Gather up the lines that contain "page".

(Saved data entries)
═══

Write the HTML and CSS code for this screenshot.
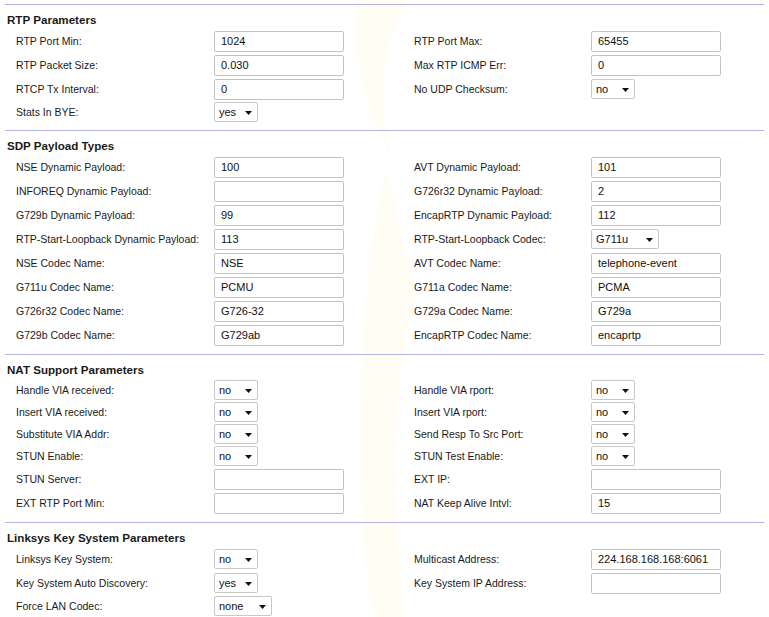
FILE: index.html
```html
<!DOCTYPE html>
<html>
<head>
<meta charset="utf-8">
<link rel="stylesheet" href="styles.css">
</head>
<body>
<div class="page">
  <svg class="watermark" width="120" height="617" viewBox="0 0 120 617">
    <path d="M22 0 C 14 50, 30 110, 58 160 C 40 110, 44 50, 70 0 Z" fill="#fffdf4"/>
    <path d="M50 170 C 30 260, 24 360, 24 440 C 24 520, 30 580, 40 617 L 68 617 C 62 560, 58 500, 60 440 C 62 380, 70 330, 80 300 C 70 260, 60 210, 50 170 Z" fill="#fffdf4"/>
  </svg>

  <section class="sec">
    <div class="rule"></div>
    <h2 class="title">RTP Parameters</h2>
    <div class="rows">
      <div class="row in">
        <span class="lbl">RTP Port Min:</span><span class="fld"><span class="txt">1024</span></span>
        <span class="lbl">RTP Port Max:</span><span class="fld"><span class="txt">65455</span></span>
      </div>
      <div class="row in">
        <span class="lbl">RTP Packet Size:</span><span class="fld"><span class="txt">0.030</span></span>
        <span class="lbl">Max RTP ICMP Err:</span><span class="fld"><span class="txt">0</span></span>
      </div>
      <div class="row in">
        <span class="lbl">RTCP Tx Interval:</span><span class="fld"><span class="txt">0</span></span>
        <span class="lbl">No UDP Checksum:</span><span class="fld"><span class="sel w44"><span>no</span><svg class="arr" width="7" height="4" viewBox="0 0 7 4"><path d="M0 0H7L3.5 4Z"/></svg></span></span>
      </div>
      <div class="row sl">
        <span class="lbl">Stats In BYE:</span><span class="fld"><span class="sel w44"><span>yes</span><svg class="arr" width="7" height="4" viewBox="0 0 7 4"><path d="M0 0H7L3.5 4Z"/></svg></span></span>
        <span class="lbl"></span><span class="fld"></span>
      </div>
    </div>
  </section>

  <section class="sec">
    <div class="rule"></div>
    <h2 class="title">SDP Payload Types</h2>
    <div class="rows">
      <div class="row in">
        <span class="lbl">NSE Dynamic Payload:</span><span class="fld"><span class="txt">100</span></span>
        <span class="lbl">AVT Dynamic Payload:</span><span class="fld"><span class="txt">101</span></span>
      </div>
      <div class="row in">
        <span class="lbl">INFOREQ Dynamic Payload:</span><span class="fld"><span class="txt"></span></span>
        <span class="lbl">G726r32 Dynamic Payload:</span><span class="fld"><span class="txt">2</span></span>
      </div>
      <div class="row in">
        <span class="lbl">G729b Dynamic Payload:</span><span class="fld"><span class="txt">99</span></span>
        <span class="lbl">EncapRTP Dynamic Payload:</span><span class="fld"><span class="txt">112</span></span>
      </div>
      <div class="row in">
        <span class="lbl">RTP-Start-Loopback Dynamic Payload:</span><span class="fld"><span class="txt">113</span></span>
        <span class="lbl">RTP-Start-Loopback Codec:</span><span class="fld"><span class="sel w68"><span>G711u</span><svg class="arr" width="7" height="4" viewBox="0 0 7 4"><path d="M0 0H7L3.5 4Z"/></svg></span></span>
      </div>
      <div class="row in">
        <span class="lbl">NSE Codec Name:</span><span class="fld"><span class="txt">NSE</span></span>
        <span class="lbl">AVT Codec Name:</span><span class="fld"><span class="txt">telephone-event</span></span>
      </div>
      <div class="row in">
        <span class="lbl">G711u Codec Name:</span><span class="fld"><span class="txt">PCMU</span></span>
        <span class="lbl">G711a Codec Name:</span><span class="fld"><span class="txt">PCMA</span></span>
      </div>
      <div class="row in">
        <span class="lbl">G726r32 Codec Name:</span><span class="fld"><span class="txt">G726-32</span></span>
        <span class="lbl">G729a Codec Name:</span><span class="fld"><span class="txt">G729a</span></span>
      </div>
      <div class="row in">
        <span class="lbl">G729b Codec Name:</span><span class="fld"><span class="txt">G729ab</span></span>
        <span class="lbl">EncapRTP Codec Name:</span><span class="fld"><span class="txt">encaprtp</span></span>
      </div>
    </div>
  </section>

  <section class="sec">
    <div class="rule"></div>
    <h2 class="title">NAT Support Parameters</h2>
    <div class="rows">
      <div class="row sl">
        <span class="lbl">Handle VIA received:</span><span class="fld"><span class="sel w44"><span>no</span><svg class="arr" width="7" height="4" viewBox="0 0 7 4"><path d="M0 0H7L3.5 4Z"/></svg></span></span>
        <span class="lbl">Handle VIA rport:</span><span class="fld"><span class="sel w44"><span>no</span><svg class="arr" width="7" height="4" viewBox="0 0 7 4"><path d="M0 0H7L3.5 4Z"/></svg></span></span>
      </div>
      <div class="row sl">
        <span class="lbl">Insert VIA received:</span><span class="fld"><span class="sel w44"><span>no</span><svg class="arr" width="7" height="4" viewBox="0 0 7 4"><path d="M0 0H7L3.5 4Z"/></svg></span></span>
        <span class="lbl">Insert VIA rport:</span><span class="fld"><span class="sel w44"><span>no</span><svg class="arr" width="7" height="4" viewBox="0 0 7 4"><path d="M0 0H7L3.5 4Z"/></svg></span></span>
      </div>
      <div class="row sl">
        <span class="lbl">Substitute VIA Addr:</span><span class="fld"><span class="sel w44"><span>no</span><svg class="arr" width="7" height="4" viewBox="0 0 7 4"><path d="M0 0H7L3.5 4Z"/></svg></span></span>
        <span class="lbl">Send Resp To Src Port:</span><span class="fld"><span class="sel w44"><span>no</span><svg class="arr" width="7" height="4" viewBox="0 0 7 4"><path d="M0 0H7L3.5 4Z"/></svg></span></span>
      </div>
      <div class="row sl">
        <span class="lbl">STUN Enable:</span><span class="fld"><span class="sel w44"><span>no</span><svg class="arr" width="7" height="4" viewBox="0 0 7 4"><path d="M0 0H7L3.5 4Z"/></svg></span></span>
        <span class="lbl">STUN Test Enable:</span><span class="fld"><span class="sel w44"><span>no</span><svg class="arr" width="7" height="4" viewBox="0 0 7 4"><path d="M0 0H7L3.5 4Z"/></svg></span></span>
      </div>
      <div class="row in">
        <span class="lbl">STUN Server:</span><span class="fld"><span class="txt"></span></span>
        <span class="lbl">EXT IP:</span><span class="fld"><span class="txt"></span></span>
      </div>
      <div class="row in">
        <span class="lbl">EXT RTP Port Min:</span><span class="fld"><span class="txt"></span></span>
        <span class="lbl">NAT Keep Alive Intvl:</span><span class="fld"><span class="txt">15</span></span>
      </div>
    </div>
  </section>

  <section class="sec">
    <div class="rule"></div>
    <h2 class="title">Linksys Key System Parameters</h2>
    <div class="rows">
      <div class="row in">
        <span class="lbl">Linksys Key System:</span><span class="fld"><span class="sel w44"><span>no</span><svg class="arr" width="7" height="4" viewBox="0 0 7 4"><path d="M0 0H7L3.5 4Z"/></svg></span></span>
        <span class="lbl">Multicast Address:</span><span class="fld"><span class="txt">224.168.168.168:6061</span></span>
      </div>
      <div class="row in">
        <span class="lbl">Key System Auto Discovery:</span><span class="fld"><span class="sel w44"><span>yes</span><svg class="arr" width="7" height="4" viewBox="0 0 7 4"><path d="M0 0H7L3.5 4Z"/></svg></span></span>
        <span class="lbl">Key System IP Address:</span><span class="fld"><span class="txt"></span></span>
      </div>
      <div class="row sl">
        <span class="lbl">Force LAN Codec:</span><span class="fld"><span class="sel w58"><span>none</span><svg class="arr" width="7" height="4" viewBox="0 0 7 4"><path d="M0 0H7L3.5 4Z"/></svg></span></span>
        <span class="lbl"></span><span class="fld"></span>
      </div>
    </div>
  </section>
</div>
</body>
</html>
```

FILE: styles.css
```css
html, body {
  margin: 0;
  padding: 0;
  background: #ffffff;
}

body {
  font-family: "Liberation Sans", Arial, sans-serif;
  color: #1a1a1a;
  overflow: hidden;
}

.page {
  position: relative;
  width: 769px;
  height: 617px;
  padding-top: 4px;
  box-sizing: border-box;
}

.watermark {
  position: absolute;
  left: 336px;
  top: 0;
  z-index: 0;
}

.sec {
  position: relative;
  z-index: 1;
  padding-bottom: 7px;
}

.rule {
  height: 1px;
  margin: 0 5px;
  background: #b4b4e4;
}

.title {
  margin: 8px 0 0 7px;
  font-size: 11.6px;
  line-height: 14px;
  font-weight: bold;
  color: #1a1a1a;
}

.rows {
  margin-top: 2px;
}

.row {
  display: grid;
  grid-template-columns: 198px 200px 177px 1fr;
  align-items: center;
  padding-left: 16px;
}

.row.in {
  height: 24px;
}

.row.sl {
  height: 22px;
}

.lbl {
  font-size: 10.5px;
  white-space: nowrap;
  color: #1a1a1a;
}

.fld {
  display: flex;
  align-items: center;
}

.txt {
  box-sizing: border-box;
  width: 130px;
  height: 21px;
  border: 1px solid #c2c2c2;
  border-radius: 2px;
  background: #fff;
  padding: 0 6px;
  font-size: 11px;
  line-height: 19px;
  color: #111;
  white-space: nowrap;
  overflow: hidden;
}

.sel {
  box-sizing: border-box;
  height: 20px;
  border: 1px solid #c8c8c8;
  border-radius: 2px;
  background: #fff;
  padding: 0 5px 0 4px;
  display: flex;
  align-items: center;
  justify-content: space-between;
  font-size: 11px;
  color: #111;
}

.w44 { width: 44px; }
.w58 { width: 58px; }
.w68 { width: 68px; }

.arr {
  display: block;
  fill: #111;
  margin-top: 1px;
}
```
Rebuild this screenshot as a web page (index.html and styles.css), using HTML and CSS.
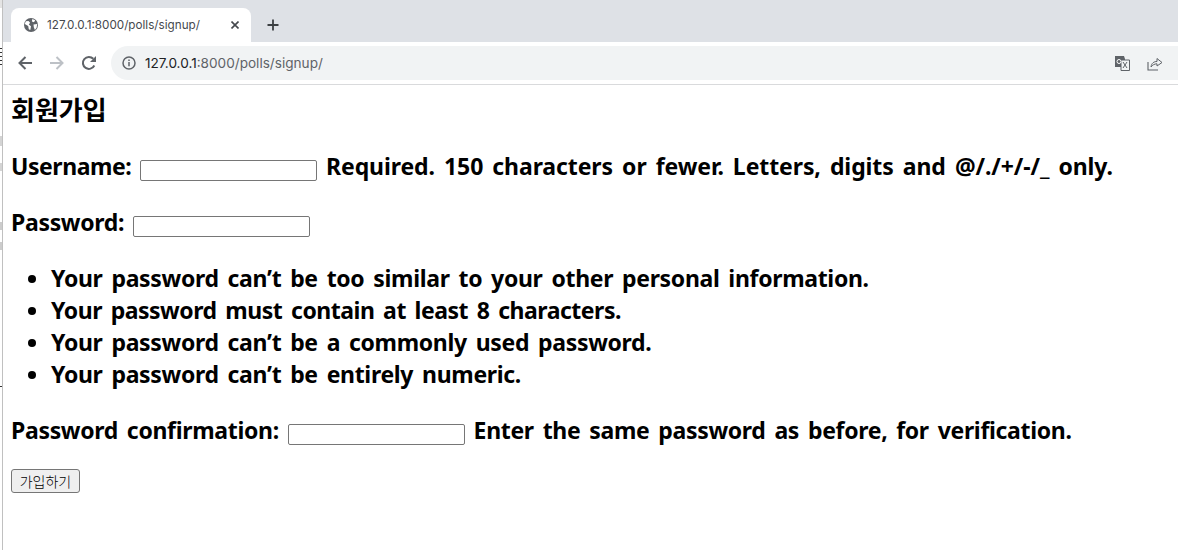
FILE: index.html
```html
<!DOCTYPE html>
<html lang="ko">
<head>
<meta charset="utf-8">
<title>Sign up</title>
<link rel="stylesheet" href="styles.css">
</head>
<body>
<div class="desk-edge">
  <span class="edge-mark edge-a"></span>
  <span class="edge-mark edge-b"></span>
  <span class="edge-mark edge-c"></span>
  <span class="edge-mark edge-d"></span>
  <span class="edge-mark edge-e"></span>
  <span class="edge-line"></span>
</div>
<div class="window">
  <header class="chrome">
    <div class="tabstrip">
      <div class="tab">
        <svg class="globe" viewBox="0 0 14 14" width="14" height="14"><circle cx="7" cy="7" r="7" fill="#5f6368"/><path d="M1.800 3.300l2.700-.3 1.600 1.700-1.300 1.800 2.200 1.700-.7 3.800-1.500-.8-.6-3.200L.8 6zM8.300 1l2.900 1.300-1.200 1.900-2.100-.8zM9.500 6.400l3.700-.4-.6 3.700-1.700 2.300-1.100-2.800z" fill="#fff"/></svg>
        <span class="tab-title">127.0.0.1:8000/polls/signup/</span>
        <svg class="tab-close" viewBox="0 0 8 8" width="8" height="8"><path d="M.5.500l7 7M7.500.500l-7 7" stroke="#45484d" stroke-width="1.600" fill="none"/></svg>
      </div>
      <svg class="new-tab" viewBox="0 0 12 12" width="12" height="12"><path d="M6 .500v11M.5 6h11" stroke="#3c4043" stroke-width="1.800"/></svg>
    </div>
    <div class="toolbar">
      <svg class="nav" viewBox="0 0 16 16" width="16" height="16"><path d="M15 8H2.500M8.500 2L2.500 8l6 6" stroke="#5f6368" stroke-width="2" fill="none"/></svg>
      <svg class="nav" viewBox="0 0 16 16" width="16" height="16"><path d="M1 8h12.500M7.500 2l6 6-6 6" stroke="#bdc1c6" stroke-width="2" fill="none"/></svg>
      <svg class="nav" viewBox="0 0 16 16" width="16" height="16"><path d="M13.300 10.500A6 6 0 1 1 12.300 3.800" stroke="#5f6368" stroke-width="2" fill="none"/><path d="M15 1v6H9z" fill="#5f6368"/></svg>
      <div class="omnibox">
        <svg class="info" viewBox="0 0 14 14" width="14" height="14"><circle cx="7" cy="7" r="6" stroke="#5f6368" stroke-width="1.500" fill="none"/><path d="M7 6v4.300M7 3.600v1.500" stroke="#5f6368" stroke-width="1.500"/></svg>
        <span class="url"><span class="host">127.0.0.1</span>:8000/polls/signup/</span>
        <span class="spacer"></span>
        <svg class="translate" viewBox="0 0 15 15" width="15" height="15"><path d="M0 0h9l1 3v8H0z" fill="#5f6368"/><path d="M6 4h8.500v10.500H6z" fill="#f1f3f4" stroke="#5f6368"/><circle cx="4" cy="5.500" r="2" fill="none" stroke="#fff"/><path d="M8 6l4 6M12 6l-4 6" stroke="#5f6368"/></svg>
        <svg class="share" viewBox="0 0 16 15" width="16" height="15"><path d="M1 6v8h10" stroke="#5f6368" stroke-width="1.100" fill="none"/><path d="M4 11c.5-4 3-5.500 6-5.500V2.500L15 6.500 10 10V7.800C7.500 7.800 5.500 9 4 11z" stroke="#5f6368" stroke-width="1" fill="none"/></svg>
      </div>
    </div>
  </header>
  <main class="page">
    <h1 class="title">회원가입</h1>
    <form class="signup">
      <p class="row"><label class="tight-label">Username:</label> <input class="field" type="text"> <span class="hint-wide">Required. 150 characters or fewer. Letters, digits and @/./+/-/_ only.</span></p>
      <p class="row"><label>Password:</label> <input class="field" type="password"></p>
      <ul class="rules">
        <li>Your password can’t be too similar to your other personal information.</li>
        <li class="rule-tight">Your password must contain at least 8 characters.</li>
        <li>Your password can’t be a commonly used password.</li>
        <li>Your password can’t be entirely numeric.</li>
      </ul>
      <p class="row row-last"><label>Password confirmation:</label> <input class="field" type="password"> <span>Enter the same password as before, for verification.</span></p>
      <button class="submit" type="button">가입하기</button>
    </form>
  </main>
</div>
</body>
</html>
```
FILE: styles.css
```css
* { box-sizing: border-box; }
html, body { margin: 0; height: 100%; overflow: hidden; background: #fff; }
body { display: flex; height: 550px; }
.desk-edge { position: relative; width: 2px; flex: none; background: #fff; }
.edge-mark { position: absolute; left: 0; width: 2px; }
.edge-a { top: 0; height: 8px; background: #e4e4e4; }
.edge-b { top: 48px; height: 18px; background: repeating-linear-gradient(#333 0 1px, #fff 1px 4px); }
.edge-c { top: 136px; height: 10px; background: #d4d4d4; }
.edge-d { top: 163px; height: 8px; background: #d4d4d4; }
.edge-e { top: 222px; height: 28px; background: repeating-linear-gradient(#ccc 0 8px, #fff 8px 20px); }
.edge-line { position: absolute; left: 0; top: 386px; width: 2px; height: 1px; background: #333; }
.window { flex: 1; min-width: 0; display: flex; flex-direction: column; border-left: 1px solid #c0c0c0; }
.chrome { flex: none; height: 85px; border-bottom: 1px solid #d9dadc; font-family: "Inter", "Liberation Sans", sans-serif; }
.tabstrip { height: 42px; background: #dee1e6; display: flex; align-items: flex-end; padding-left: 8px; }
.tab { width: 240px; height: 34px; background: #fff; border-radius: 8px 8px 0 0; display: flex; align-items: center; padding: 0 12px 0 13px; }
.globe { flex: none; }
.tab-title { margin-left: 9px; font-size: 11.700px; color: #45484d; flex: 1; white-space: nowrap; }
.tab-close { flex: none; }
.new-tab { flex: none; margin: 0 0 11px 16px; }
.toolbar { height: 42px; display: flex; align-items: center; padding-left: 14px; gap: 16px; background: #fff; }
.nav { flex: none; }
.omnibox { flex: 1; height: 34px; margin-left: -2px; background: #f1f3f4; border-radius: 17px 0 0 17px; display: flex; align-items: center; padding: 0 15px 0 11px; }
.info { flex: none; }
.url { margin-left: 9px; font-size: 13.600px; color: #5f6368; white-space: nowrap; }
.host { color: #202124; }
.spacer { flex: 1; }
.translate { flex: none; margin-right: 17px; }
.share { flex: none; }
.page { flex: 1; padding: 8px; color: #000; font-family: "Noto Sans", "Noto Sans CJK KR", sans-serif; font-weight: 700; font-size: 23px; letter-spacing: -0.32px; word-spacing: 3.200px; line-height: 32px; }
.title { margin: 0 0 25px; font-size: 26px; line-height: 32px; font-weight: 700; letter-spacing: 0; font-family: "Noto Sans CJK KR", sans-serif; }
.signup { margin: 0; }
.row { margin: 24px 0; }
.row-last { margin-bottom: 23px; }
.tight-label { letter-spacing: -0.45px; }
.hint-wide { letter-spacing: -0.09px; }
.field { width: 177px; height: 21px; border: 1px solid #767676; border-radius: 2px; background: #fff; padding: 1px 2px; vertical-align: baseline; }
.rules { margin: 24px 0; padding-left: 40px; }
.rule-tight { letter-spacing: -0.48px; }
.submit { display: block; width: 69px; height: 24px; padding: 0; border: 1px solid #767676; border-radius: 3px; background: #efefef; font-family: "Noto Sans CJK KR", sans-serif; font-size: 14px; font-weight: 300; line-height: 20px; letter-spacing: 0; word-spacing: 0; color: #000; }
```
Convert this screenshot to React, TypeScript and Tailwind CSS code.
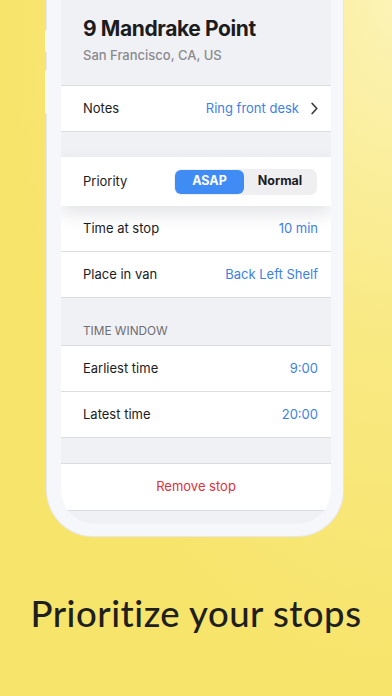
import React from "react";

const font = { fontFamily: "Inter, 'Noto Sans', sans-serif" };

function Row({ label, value, chevron }: { label: string; value: string; chevron?: boolean }) {
  return (
    <div className="flex h-[46px] items-center justify-between border-b border-[#dcdde3] bg-white pl-[22px] pr-[13px]">
      <span className="text-[13px] text-[#1c1c1e]">{label}</span>
      <span className="flex items-center text-[13px] text-[#3d7fe6]">
        {value}
        {chevron ? (
          <svg className="ml-[12px]" width="7" height="13" viewBox="0 0 7 13" fill="none">
            <path d="M1.2 1.5L5.8 6.5L1.2 11.5" stroke="#3c3c43" strokeWidth="1.7" strokeLinecap="round" strokeLinejoin="round" />
          </svg>
        ) : null}
      </span>
    </div>
  );
}

export default function App() {
  return (
    <div
      className="relative h-[696px] w-[392px] overflow-hidden bg-[radial-gradient(ellipse_at_top_right,#fcf3b6_0%,#f9e982_35%,#f7e46b_70%)]"
      style={font}
    >
      <div className="absolute left-[45px] top-[30px] h-[22px] w-[2px] rounded-l-[2px] bg-[#f7f8fb]" />
      <div className="absolute left-[45px] top-[70px] h-[44px] w-[2px] rounded-l-[2px] bg-[#f7f8fb]" />
      <div className="ml-[47px] w-[296px] rounded-b-[46px] bg-[#f6f7fa] pb-[12px] pl-[14px] pr-[12px] shadow-[0_0_0_1px_#e6e7ee]">
        <div className="overflow-hidden rounded-b-[34px] bg-[#f0f1f5]">
          {/* header */}
          <div className="h-[86px] border-b border-[#dcdde3] pl-[22px] pt-[15px]">
            <div className="text-[21px] font-bold leading-[28px] tracking-[-0.4px] text-[#1c1c1e]">9 Mandrake Point</div>
            <div className="mt-[3px] text-[13px] font-medium text-[#8a8a8f]">San Francisco, CA, US</div>
          </div>
          <Row label="Notes" value="Ring front desk" chevron />
          <div className="h-[25px]" />
          {/* priority */}
          <div className="relative z-10 flex h-[49px] items-center justify-between bg-white pl-[22px] pr-[14px] shadow-[0_8px_18px_rgba(40,45,70,0.13)]">
            <span className="text-[13px] text-[#1c1c1e]">Priority</span>
            <div className="flex h-[26px] w-[143px] rounded-[7px] bg-[#efeff2] p-[1px]">
              <div className="flex w-[69px] items-center justify-center rounded-[6px] bg-[#3f8cf5] text-[12.5px] font-bold text-white">
                ASAP
              </div>
              <div className="flex flex-1 items-center justify-center text-[12.5px] font-bold text-[#1c1c1e]">Normal</div>
            </div>
          </div>
          <Row label="Time at stop" value="10 min" />
          <Row label="Place in van" value="Back Left Shelf" />
          <div className="flex h-[48px] items-end border-b border-[#dcdde3] pb-[6px] pl-[22px]">
            <span className="text-[11.8px] leading-[16px] text-[#6d6d72]">TIME WINDOW</span>
          </div>
          <Row label="Earliest time" value="9:00" />
          <Row label="Latest time" value="20:00" />
          <div className="h-[26px] border-b border-[#dcdde3]" />
          <div className="flex h-[46px] items-center justify-center bg-white text-[13px] text-[#e0313b]">Remove stop</div>
          <div className="mx-[5px] border-t border-[#dcdde3]" />
          <div className="h-[13px]" />
        </div>
      </div>
      <div
        className="mt-[50px] text-center text-[36.5px] font-medium tracking-[0.5px] text-[#1f1f1f]"
        style={{ fontFamily: "Lato, 'Noto Sans', sans-serif" }}
      >
        Prioritize your stops
      </div>
    </div>
  );
}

═══

Finished answer ::
<div class="page">
.page {
Rebuild this screenshot as a web page (index.html and styles.css), using HTML and CSS.
  <main class="page">
.page { flex: 1; padding: 8px; color: #000; font-family: "Noto Sans", "Noto Sans CJK KR", sans-serif; font-weight: 700; font-size: 23px; letter-spacing: -0.32px; word-spacing: 3.200px; line-height: 32px; }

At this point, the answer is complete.